Compte tenu de ces règles, les couples ayant eu recours à une mère de substitution dans un pays où cette pratique est légale ne peuvent être poursuivis à leur retour en France , pour délits de supposition d'enfant, de provocation à l'abandon d'enfant ou d'entremise en vue d'une gestation pour autrui, que si l'un des faits constitutifs de cette infraction a eu lieu sur le territoire de la République .

Il peut en être ainsi quand l'enfant est né en France ou quand il a été introduit secrètement sur le territoire national. Ont ainsi été condamnés à trois ans d'emprisonnement avec sursis, sur le fondement de l'article 227-13 du code pénal, deux époux qui avaient introduit clandestinement en France un nouveau-né originaire du Brésil et l'avaient faussement déclaré à l'état civil après avoir simulé un accouchement en 1993 81 ( * ) .

A l'inverse, si tous les faits se sont produits à l'étranger, aucune poursuite ne peut aboutir . Dans l'affaire jugée par la cour d'appel de Paris le 25 octobre 2007, évoquée en introduction, le procureur de la République près le tribunal de grande instance de Créteil avait ainsi délivré à l'encontre de Dominique et Sylvie Mennesson un réquisitoire introductif visant les articles 227-12 et 227-13 du code pénal. Comme toutes les démarches du couple avaient été entreprises sur le sol américain, depuis la prise de contact avec la mère de substitution jusqu'à la demande de transcription des actes de naissance des jumelles sur les registres de l'état civil consulaires, une ordonnance de non-lieu fut rendue le 30 septembre 2004.

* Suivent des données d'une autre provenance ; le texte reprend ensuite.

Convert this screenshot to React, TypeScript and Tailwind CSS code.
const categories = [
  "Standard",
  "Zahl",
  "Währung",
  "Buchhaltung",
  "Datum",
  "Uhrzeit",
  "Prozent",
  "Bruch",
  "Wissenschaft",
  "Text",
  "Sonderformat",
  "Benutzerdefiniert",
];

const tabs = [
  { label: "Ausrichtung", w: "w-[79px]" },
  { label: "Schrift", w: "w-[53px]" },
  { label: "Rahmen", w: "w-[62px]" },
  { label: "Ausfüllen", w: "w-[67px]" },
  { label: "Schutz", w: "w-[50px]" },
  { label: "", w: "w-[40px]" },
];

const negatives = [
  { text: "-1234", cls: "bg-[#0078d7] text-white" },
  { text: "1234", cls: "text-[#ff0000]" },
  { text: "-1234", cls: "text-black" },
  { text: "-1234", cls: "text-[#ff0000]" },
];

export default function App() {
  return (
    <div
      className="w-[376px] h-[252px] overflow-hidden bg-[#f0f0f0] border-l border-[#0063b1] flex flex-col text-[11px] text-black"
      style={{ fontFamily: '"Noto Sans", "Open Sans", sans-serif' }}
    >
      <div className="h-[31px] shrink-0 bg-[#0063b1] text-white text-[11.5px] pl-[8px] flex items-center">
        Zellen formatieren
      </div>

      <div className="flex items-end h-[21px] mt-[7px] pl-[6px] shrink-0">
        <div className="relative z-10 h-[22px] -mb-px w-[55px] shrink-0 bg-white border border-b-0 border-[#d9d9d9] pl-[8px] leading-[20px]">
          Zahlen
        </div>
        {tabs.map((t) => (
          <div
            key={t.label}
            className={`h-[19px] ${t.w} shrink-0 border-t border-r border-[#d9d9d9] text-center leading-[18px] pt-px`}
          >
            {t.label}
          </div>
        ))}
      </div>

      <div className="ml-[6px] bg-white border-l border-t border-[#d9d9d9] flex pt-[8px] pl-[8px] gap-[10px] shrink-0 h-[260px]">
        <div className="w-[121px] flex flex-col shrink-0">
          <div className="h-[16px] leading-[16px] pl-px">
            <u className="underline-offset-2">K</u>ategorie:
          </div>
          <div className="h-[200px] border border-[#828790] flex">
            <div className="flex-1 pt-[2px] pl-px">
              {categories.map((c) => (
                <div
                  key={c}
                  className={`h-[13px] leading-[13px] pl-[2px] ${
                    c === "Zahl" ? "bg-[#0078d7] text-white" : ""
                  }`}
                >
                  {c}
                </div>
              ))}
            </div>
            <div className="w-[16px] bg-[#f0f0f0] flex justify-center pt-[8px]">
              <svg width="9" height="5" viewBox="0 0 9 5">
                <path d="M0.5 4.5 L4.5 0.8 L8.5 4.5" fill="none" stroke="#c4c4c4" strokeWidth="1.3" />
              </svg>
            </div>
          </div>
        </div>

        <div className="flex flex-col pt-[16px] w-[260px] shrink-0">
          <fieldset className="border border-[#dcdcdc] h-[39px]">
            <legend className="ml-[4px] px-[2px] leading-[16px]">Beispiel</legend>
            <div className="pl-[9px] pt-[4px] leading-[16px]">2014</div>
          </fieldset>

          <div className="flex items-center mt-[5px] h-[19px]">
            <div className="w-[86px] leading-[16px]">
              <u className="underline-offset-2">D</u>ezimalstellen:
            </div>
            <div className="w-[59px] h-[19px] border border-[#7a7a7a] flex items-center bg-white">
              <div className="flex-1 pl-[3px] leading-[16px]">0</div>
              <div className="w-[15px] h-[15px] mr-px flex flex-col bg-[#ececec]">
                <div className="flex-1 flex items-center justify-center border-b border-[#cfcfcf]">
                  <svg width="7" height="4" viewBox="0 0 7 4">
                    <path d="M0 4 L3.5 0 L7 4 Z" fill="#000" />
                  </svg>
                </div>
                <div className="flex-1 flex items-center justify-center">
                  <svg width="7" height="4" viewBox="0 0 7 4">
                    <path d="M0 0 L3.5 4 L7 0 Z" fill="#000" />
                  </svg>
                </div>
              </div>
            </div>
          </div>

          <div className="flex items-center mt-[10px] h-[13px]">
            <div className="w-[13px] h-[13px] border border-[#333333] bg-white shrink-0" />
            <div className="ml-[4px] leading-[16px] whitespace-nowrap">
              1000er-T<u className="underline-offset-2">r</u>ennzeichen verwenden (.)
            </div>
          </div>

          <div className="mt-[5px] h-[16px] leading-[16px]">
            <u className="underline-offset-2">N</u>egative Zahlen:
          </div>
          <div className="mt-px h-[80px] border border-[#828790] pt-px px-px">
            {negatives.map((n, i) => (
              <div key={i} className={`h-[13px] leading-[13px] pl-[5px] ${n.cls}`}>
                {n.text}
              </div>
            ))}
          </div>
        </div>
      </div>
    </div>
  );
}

2. Le principe de la validité en France des actes de l'état civil étrangers

Le recours à une mère de substitution dans les pays où cette pratique est légale permet aussi aux couples français de disposer d'actes de naissance étrangers. Or, en vertu des principes de confiance et de réciprocité sur lesquels se fondent les relations internationales, les actes de l'état civil étrangers régulièrement établis font foi en France en l'absence de transcription sur les registres de l'état civil français , à l'exception des actes de mariage concernant des Français 82 ( * ) .

L'article 47 du code civil, modifié en dernier lieu par la loi n° 2006-1376 du 14 novembre 2006 relative au contrôle de la validité des mariages, dispose ainsi que : « Tout acte de l'état civil des Français et des étrangers fait en pays étranger et rédigé dans les formes usitées dans ce pays fait foi, sauf si d'autres actes ou pièces détenus, des données extérieures ou des éléments tirés de l'acte lui-même établissent, le cas échéant après toutes vérifications utiles, que cet acte est irrégulier, falsifié ou que les faits qui y sont déclarés ne correspondent pas à la réalité . »

Pour produire leurs effets de plein droit en France, les actes de l'état civil étrangers, qu'ils concernent des Français ou des étrangers, doivent non seulement avoir été établis conformément à la loi locale , mais également avoir été traduits et authentifiés . En revanche, ils ne peuvent être mentionnés en marge d'un acte français qu'avec l'autorisation du procureur de la République territorialement compétent.

La preuve du respect de la loi locale incombe à la personne qui produit une copie ou un extrait de l'acte étranger. Elle est le plus souvent établie par un certificat de coutume, attestation délivrée par toute personne paraissant posséder une connaissance juridique suffisante.

Pour éviter des frais de traduction qui peuvent être lourds, la France est liée à de nombreux pays européens par une convention prévoyant l'utilisation d'extraits plurilingues.

Quant à l'authentification d'un acte étranger, elle suppose en principe sa légalisation par le consul français territorialement compétent ou le consul du pays concerné en France : celui-ci vérifie que le document émane bien d'une autorité qualifiée et que la signature qui y figure est bien la sienne ; en revanche, il ne contrôle pas la véracité des faits énoncés dans l'extrait ou la copie.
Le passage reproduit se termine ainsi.